Réka Castle (Rékavára or Réka vár); is a ruined castle in Baranya county, Hungary. It has been identified as the possible place of refuge for members of the royal family of England in the mid 11th century.

The ruins of Réka Castle are near Mecseknádasd, on a hilltop marked with a cross, towards the opening to Old Mine's Valley (Óbányai-völgy).

== History ==

According to local folklore, Prince Edward, son of Edmund Ironside, King of England, arrived in Hungary during the reign of St Stephen. Edward was given an estate called Terra Britanorum de Nadasd, which contained Réka Castle. His children, born in Hungary, were Saint Margaret of Scotland, Edgar the Ætheling and Cristina.

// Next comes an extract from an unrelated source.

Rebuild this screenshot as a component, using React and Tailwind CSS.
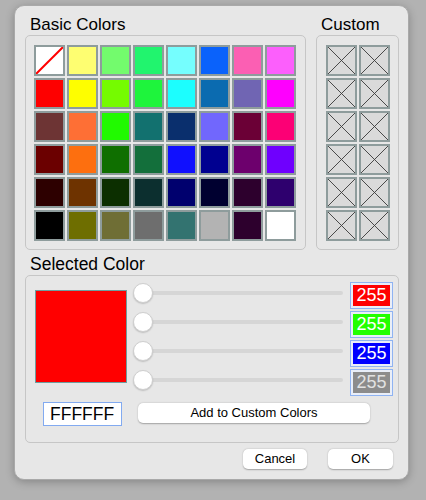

A deed of gift issued by Andrew II in 1235 gave land bordering this territory to the Roman Catholic Diocese of Pécs.

== Construction ==

According to experts, the approximately 200-metre long and 36-metre wide courtyard was surrounded by a 3-metre thick stone wall. The round tower foundations discovered in the excavations are probably remnants of the guards' posts. The central section of the courtyard was enclosed by a row of buildings behind which there was a 10-metre-wide ditch along the side of the outer castle. This row was presumably single-storey with a shingled roof. The remnants of a multi-storey tower were uncovered on the side of the outer castle. The precise time of its construction is still under debate. It is thought to be of Illyrian or Celtic origins or rooted in the later 9th-century Frankish architecture. The first charter referring to the castle dates from 1309. The circumstances of its destruction are unknown (The castle was possibly burnt down in the Turkish age (16th-17th century)). The locals took what was left of it to build homes and mills.